- **Direction**
Check each line for the word "index" and report how many have it. Give nothing else.

• • • • • • •

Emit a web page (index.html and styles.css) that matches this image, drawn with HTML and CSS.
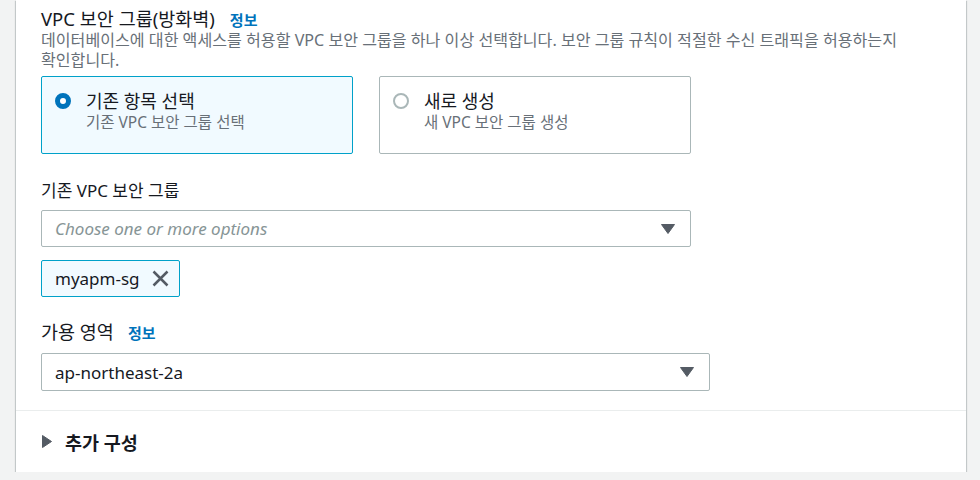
FILE: index.html
```html
<!DOCTYPE html>
<html lang="ko">
<head>
<meta charset="utf-8">
<title>VPC 보안 그룹</title>
<link rel="stylesheet" href="styles.css">
</head>
<body>
<section class="card">
  <div class="card-body">
    <div class="field">
      <div class="label-row label-row-heading">
        <span class="label heading">VPC 보안 그룹(방화벽)</span>
        <a class="info" href="#">정보</a>
      </div>
      <p class="desc">데이터베이스에 대한 액세스를 허용할 VPC 보안 그룹을 하나 이상 선택합니다. 보안 그룹 규칙이 적절한 수신 트래픽을 허용하는지 확인합니다.</p>
      <div class="tiles">
        <div class="tile selected">
          <span class="radio on"></span>
          <span class="tile-text">
            <span class="tile-title">기존 항목 선택</span>
            <span class="tile-sub">기존 VPC 보안 그룹 선택</span>
          </span>
        </div>
        <div class="tile">
          <span class="radio"></span>
          <span class="tile-text">
            <span class="tile-title">새로 생성</span>
            <span class="tile-sub">새 VPC 보안 그룹 생성</span>
          </span>
        </div>
      </div>
    </div>

    <div class="field field-sg">
      <div class="label-row"><span class="label">기존 VPC 보안 그룹</span></div>
      <div class="select select-sg">
        <span class="placeholder">Choose one or more options</span>
        <svg class="caret" width="14" height="10" viewBox="0 0 14 10"><polygon points="0.5,0.5 13.5,0.5 7,9.5" fill="#545b64" stroke="#545b64" stroke-linejoin="round"/></svg>
      </div>
      <div class="tokens">
        <div class="token">
          <span class="token-text">myapm-sg</span>
          <svg class="token-x" width="17" height="17" viewBox="0 0 17 17"><path d="M1.5 1.5 L15.5 15.5 M15.5 1.5 L1.5 15.5" stroke="#545b64" stroke-width="2.5" fill="none"/></svg>
        </div>
      </div>
    </div>

    <div class="field field-az">
      <div class="label-row">
        <span class="label label-az">가용 영역</span>
        <a class="info" href="#">정보</a>
      </div>
      <div class="select select-az">
        <span class="value">ap-northeast-2a</span>
        <svg class="caret" width="14" height="10" viewBox="0 0 14 10"><polygon points="0.5,0.5 13.5,0.5 7,9.5" fill="#545b64" stroke="#545b64" stroke-linejoin="round"/></svg>
      </div>
    </div>
  </div>

  <div class="card-footer">
    <div class="expander">
      <svg class="expand-icon" width="10" height="13" viewBox="0 0 10 13"><polygon points="0.5,0.5 9.5,6.5 0.5,12.5" fill="#545b64" stroke="#545b64" stroke-linejoin="round"/></svg>
      <span class="expand-title">추가 구성</span>
    </div>
  </div>
</section>
</body>
</html>
```

FILE: styles.css
```css
* { box-sizing: border-box; }

html, body {
  margin: 0;
  padding: 0;
  background: #f2f3f3;
}

body {
  font-family: "Noto Sans", "Noto Sans CJK KR", sans-serif;
  font-feature-settings: "palt";
  color: #16191f;
  word-break: keep-all;
}

.card {
  margin: 0 14px 0 16px;
  width: 950px;
  height: 472px;
  background: #ffffff;
  box-shadow: 0 1px 1px 0 rgba(0, 28, 36, 0.3), 1px 1px 1px 0 rgba(0, 28, 36, 0.15), -1px 1px 1px 0 rgba(0, 28, 36, 0.15);
  display: flex;
  flex-direction: column;
}

.card-body {
  padding: 7px 25px 19px 25px;
}

.field-sg {
  margin-top: 25px;
  width: 650px;
}

.field-az {
  margin-top: 23px;
  width: 669px;
}

.label-row {
  display: flex;
  align-items: baseline;
  gap: 14px;
  height: 24px;
  line-height: 24px;
}

.label-row-heading {
  gap: 15px;
  height: 23px;
  line-height: 23px;
}

.label {
  font-size: 17px;
  color: #16191f;
}

.label-az {
  font-size: 18.5px;
}

.heading {
  font-size: 18.5px;
}

.info {
  font-size: 15px;
  font-weight: 700;
  color: #0073bb;
  text-decoration: none;
}

.desc {
  margin: 0;
  font-size: 16.1px;
  line-height: 20px;
  color: #687078;
}

.tiles {
  margin-top: 6px;
  width: 650px;
  display: flex;
  gap: 26px;
}

.tile {
  flex: 1;
  height: 78px;
  border: 1px solid #aab7b8;
  border-radius: 2px;
  background: #ffffff;
  padding: 13px 13px 0 13px;
  display: flex;
  align-items: flex-start;
  gap: 15px;
}

.tile.selected {
  background: #f1faff;
  border-color: #00a1c9;
}

.radio {
  flex: none;
  width: 16px;
  height: 16px;
  margin-top: 3px;
  border-radius: 50%;
  border: 2px solid #aab7b8;
  background: #ffffff;
}

.radio.on {
  border: 5px solid #0073bb;
}

.tile-text {
  display: flex;
  flex-direction: column;
}

.tile-title {
  font-size: 18px;
  line-height: 22px;
  color: #16191f;
}

.tile-sub {
  font-size: 15.5px;
  line-height: 20px;
  color: #687078;
}

.select {
  margin-top: 7px;
  height: 37px;
  border: 1px solid #aab7b8;
  border-radius: 2px;
  background: #ffffff;
  display: flex;
  align-items: center;
  justify-content: space-between;
  padding: 0 15px 0 13px;
  font-size: 17px;
}

.select-az {
  margin-top: 9px;
  height: 38px;
}

.placeholder {
  font-style: italic;
  color: #879596;
}

.value {
  color: #16191f;
}

.caret {
  display: block;
  flex: none;
}

.tokens {
  margin-top: 13px;
  display: flex;
}

.token {
  height: 37px;
  border: 1px solid #00a1c9;
  border-radius: 2px;
  background: #f1faff;
  display: flex;
  align-items: center;
  gap: 12px;
  padding: 0 10px 0 13px;
  font-size: 17px;
}

.token-x {
  display: block;
}

.card-footer {
  border-top: 1px solid #eaeded;
  flex: 1;
  display: flex;
  align-items: center;
  padding: 0 26px;
}

.expander {
  display: flex;
  align-items: center;
  gap: 13px;
}

.expand-icon {
  display: block;
}

.expand-title {
  font-size: 18.5px;
  font-weight: 700;
  color: #16191f;
}
```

• • • • • • •

- **Reply**
2